Task requirements –
Where a line holds the string "React", return that line.

▽

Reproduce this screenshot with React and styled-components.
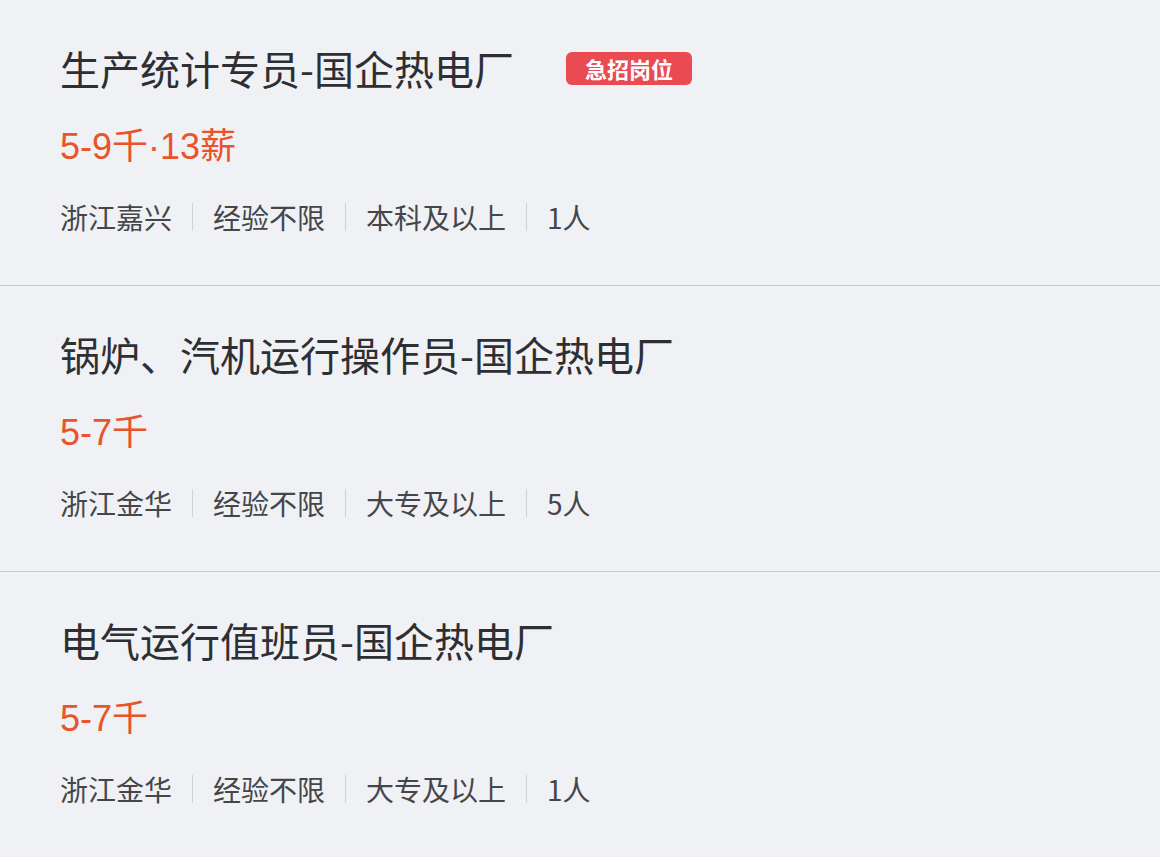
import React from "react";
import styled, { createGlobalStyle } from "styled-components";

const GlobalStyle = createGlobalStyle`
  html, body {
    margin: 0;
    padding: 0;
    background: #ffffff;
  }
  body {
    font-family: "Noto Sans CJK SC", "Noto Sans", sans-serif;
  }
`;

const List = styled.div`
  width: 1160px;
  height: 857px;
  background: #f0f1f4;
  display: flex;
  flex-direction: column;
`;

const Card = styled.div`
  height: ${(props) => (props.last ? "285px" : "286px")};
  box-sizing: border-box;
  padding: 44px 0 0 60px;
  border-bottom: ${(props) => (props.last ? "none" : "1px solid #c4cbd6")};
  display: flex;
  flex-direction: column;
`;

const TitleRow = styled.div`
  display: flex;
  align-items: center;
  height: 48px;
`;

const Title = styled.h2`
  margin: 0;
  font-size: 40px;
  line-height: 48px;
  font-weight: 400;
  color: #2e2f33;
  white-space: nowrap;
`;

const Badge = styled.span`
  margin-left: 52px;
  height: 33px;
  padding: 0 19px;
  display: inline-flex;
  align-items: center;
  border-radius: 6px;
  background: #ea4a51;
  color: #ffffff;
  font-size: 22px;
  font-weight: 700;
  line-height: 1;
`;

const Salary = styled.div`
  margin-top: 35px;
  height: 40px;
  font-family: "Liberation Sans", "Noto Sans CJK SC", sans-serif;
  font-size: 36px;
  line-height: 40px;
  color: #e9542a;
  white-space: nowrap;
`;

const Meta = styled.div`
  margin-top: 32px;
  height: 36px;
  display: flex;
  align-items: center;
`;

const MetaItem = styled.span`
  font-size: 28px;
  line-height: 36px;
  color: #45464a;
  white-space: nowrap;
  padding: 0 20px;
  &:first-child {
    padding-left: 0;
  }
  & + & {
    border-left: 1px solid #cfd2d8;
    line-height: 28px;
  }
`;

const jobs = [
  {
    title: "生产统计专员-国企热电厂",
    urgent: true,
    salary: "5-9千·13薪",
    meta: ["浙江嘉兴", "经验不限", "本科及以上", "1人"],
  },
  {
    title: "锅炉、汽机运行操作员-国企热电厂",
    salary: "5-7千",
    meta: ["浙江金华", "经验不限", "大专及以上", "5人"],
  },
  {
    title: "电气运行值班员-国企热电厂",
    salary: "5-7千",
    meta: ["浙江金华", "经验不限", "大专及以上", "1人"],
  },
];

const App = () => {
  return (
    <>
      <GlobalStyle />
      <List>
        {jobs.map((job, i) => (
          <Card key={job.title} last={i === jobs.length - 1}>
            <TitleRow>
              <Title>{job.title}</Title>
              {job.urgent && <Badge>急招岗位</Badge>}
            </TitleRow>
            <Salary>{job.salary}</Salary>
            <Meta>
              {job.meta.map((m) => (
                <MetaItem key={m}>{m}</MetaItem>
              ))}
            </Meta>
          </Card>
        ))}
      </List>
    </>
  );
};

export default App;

△

In response –
Reproduce this screenshot with React and styled-components.
import React from "react";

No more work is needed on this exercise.